Surface plasmon resonance (SPR) sensors are a common tool for real-time label-free biochemical interaction monitoring due to their ease of use and good performance. The Kretschmann configuration [1,2] is the most common operation method for commercial SPR systems requiring a somehow complex non-collinear optical setup. The use of enhanced transmission through metallic sub-wavelength nanohole arrays [24] to couple the incoming light to surface polaritons has proven to be a very good alternative because it makes use of a simple linear setup and boasts higher spatial resolution [5]. Both these characteristics allow for the miniaturization and micro-integration of the sensing device.

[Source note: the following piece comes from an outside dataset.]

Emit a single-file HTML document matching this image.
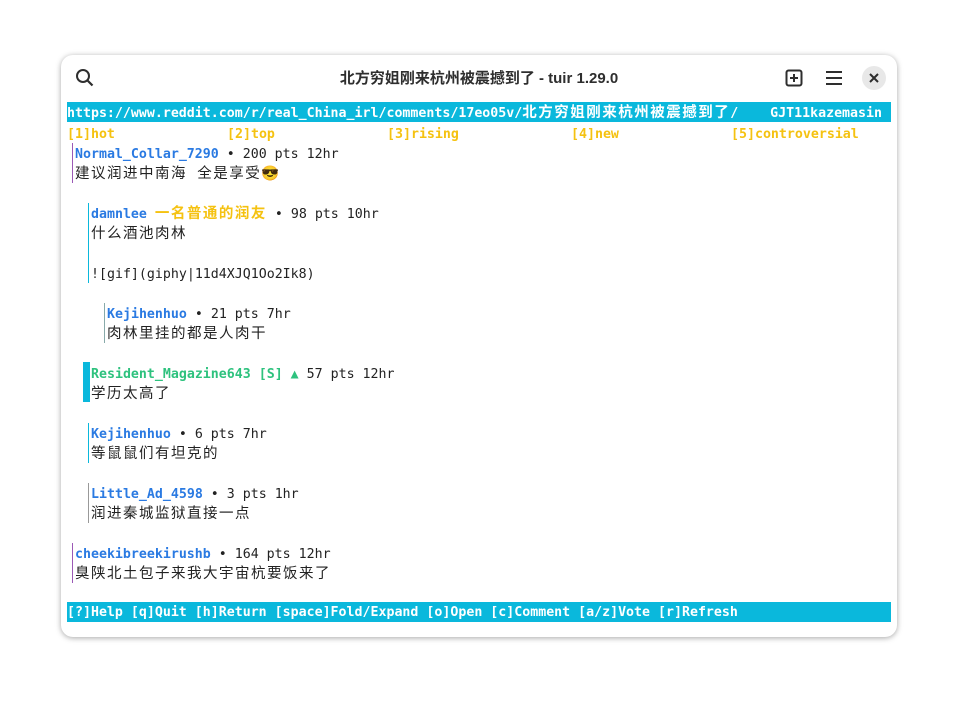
<!DOCTYPE html>
<html><head><meta charset="utf-8"><style>
body{margin:0;width:958px;height:704px;background:#fff;position:relative;overflow:hidden;font-family:"DejaVu Sans Mono","Noto Sans CJK SC",monospace;}
.win{position:absolute;left:61px;top:55px;width:836px;height:582px;background:#fff;border-radius:12px;box-shadow:0 1px 6px rgba(0,0,0,.35);overflow:hidden}
.title{position:absolute;left:0;right:0;top:0;height:47px;text-align:center;font:bold 15px "Liberation Sans","Noto Sans CJK SC",sans-serif;line-height:47px;color:#2e2e2e}
.r{position:absolute;left:67px;height:20px;line-height:23px;font-size:13.28px;white-space:pre;color:#222}
.c{letter-spacing:1.5px;font-size:14.5px}
.bar{background:#0ab8dc;color:#fff;font-weight:bold;width:824px;line-height:22px}
.y{color:#f5c211;font-weight:bold}
.u{color:#2a7ae2;font-weight:bold}
.g{color:#2ec27e;font-weight:bold}
.v{position:absolute;width:1px}
</style></head><body>
<div class="win">
<div class="title">北方穷姐刚来杭州被震撼到了 - tuir 1.29.0</div>
<svg style="position:absolute;left:14px;top:13px" width="20" height="20" viewBox="0 0 20 20"><circle cx="8" cy="8" r="6" fill="none" stroke="#2e2e2e" stroke-width="2"/><line x1="12.5" y1="12.5" x2="17.5" y2="17.5" stroke="#2e2e2e" stroke-width="2.2"/></svg>
<svg style="position:absolute;left:724px;top:14px" width="18" height="18" viewBox="0 0 18 18"><rect x="1.5" y="1.5" width="15" height="15" rx="2" fill="none" stroke="#2e2e2e" stroke-width="2"/><path d="M9 5v8M5 9h8" stroke="#2e2e2e" stroke-width="2"/></svg>
<svg style="position:absolute;left:764px;top:15px" width="18" height="16" viewBox="0 0 18 16"><path d="M1 2h16M1 8h16M1 14h16" stroke="#2e2e2e" stroke-width="2"/></svg>
<div style="position:absolute;left:801px;top:11px;width:24px;height:24px;border-radius:12px;background:#e8e8e8"></div>
<svg style="position:absolute;left:808px;top:18px" width="10" height="10" viewBox="0 0 10 10"><path d="M1 1l8 8M9 1l-8 8" stroke="#2e2e2e" stroke-width="2"/></svg>
</div>
<div class="r bar" style="top:102px">https://www.reddit.com/r/real_China_irl/comments/17eo05v/<span class="c">北方穷姐刚来杭州被震撼到了</span>/    GJT11kazemasin</div>
<div class="r y" style="top:123px">[1]hot</div>
<div class="r y" style="top:123px;left:227px">[2]top</div>
<div class="r y" style="top:123px;left:387px">[3]rising</div>
<div class="r y" style="top:123px;left:571px">[4]new</div>
<div class="r y" style="top:123px;left:731px">[5]controversial</div>

<div class="v" style="left:72px;top:143px;height:40px;background:#9b59b6"></div>
<div class="r" style="top:143px;left:75px"><span class="u">Normal_Collar_7290</span> • 200 pts 12hr</div>
<div class="r c" style="top:163px;left:75px">建议润进中南海 全是享受😎</div>

<div class="v" style="left:88px;top:203px;height:80px;background:#0ab8dc"></div>
<div class="r" style="top:203px;left:91px"><span class="u">damnlee</span> <span class="y c">一名普通的润友</span> • 98 pts 10hr</div>
<div class="r c" style="top:223px;left:91px">什么酒池肉林</div>
<div class="r" style="top:263px;left:91px">![gif](giphy|11d4XJQ1Oo2Ik8)</div>

<div class="v" style="left:104px;top:303px;height:40px;background:#8aa"></div>
<div class="r" style="top:303px;left:107px"><span class="u">Kejihenhuo</span> • 21 pts 7hr</div>
<div class="r c" style="top:323px;left:107px">肉林里挂的都是人肉干</div>

<div class="v" style="left:83px;top:362px;height:40px;width:7px;background:#0ab8dc"></div>
<div class="r" style="top:363px;left:91px"><span class="g">Resident_Magazine643 [S] ▲</span> 57 pts 12hr</div>
<div class="r c" style="top:383px;left:91px">学历太高了</div>

<div class="v" style="left:88px;top:423px;height:40px;background:#0ab8dc"></div>
<div class="r" style="top:423px;left:91px"><span class="u">Kejihenhuo</span> • 6 pts 7hr</div>
<div class="r c" style="top:443px;left:91px">等鼠鼠们有坦克的</div>

<div class="v" style="left:88px;top:483px;height:40px;background:#999"></div>
<div class="r" style="top:483px;left:91px"><span class="u">Little_Ad_4598</span> • 3 pts 1hr</div>
<div class="r c" style="top:503px;left:91px">润进秦城监狱直接一点</div>

<div class="v" style="left:72px;top:543px;height:40px;background:#9b59b6"></div>
<div class="r" style="top:543px;left:75px"><span class="u">cheekibreekirushb</span> • 164 pts 12hr</div>
<div class="r c" style="top:563px;left:75px">臭陕北土包子来我大宇宙杭要饭来了</div>

<div class="r bar" style="top:602px">[?]Help [q]Quit [h]Return [space]Fold/Expand [o]Open [c]Comment [a/z]Vote [r]Refresh</div>
</body></html>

Ordered nanohole arrays are typically fabricated using focused ion beam (FIB), e.g., [3,68], or electron beam lithography (EBL) [9]. However, even though these techniques have very high resolution, the manufacture of arrays requires long processing times and, therefore, they are not suitable for mass-production due to their low throughput and the associated high cost. Alternative fabrication methods of ordered nanohole arrays have been reported in the literature such as nanosphere lithography [10] or phase-shifting photolithography [11].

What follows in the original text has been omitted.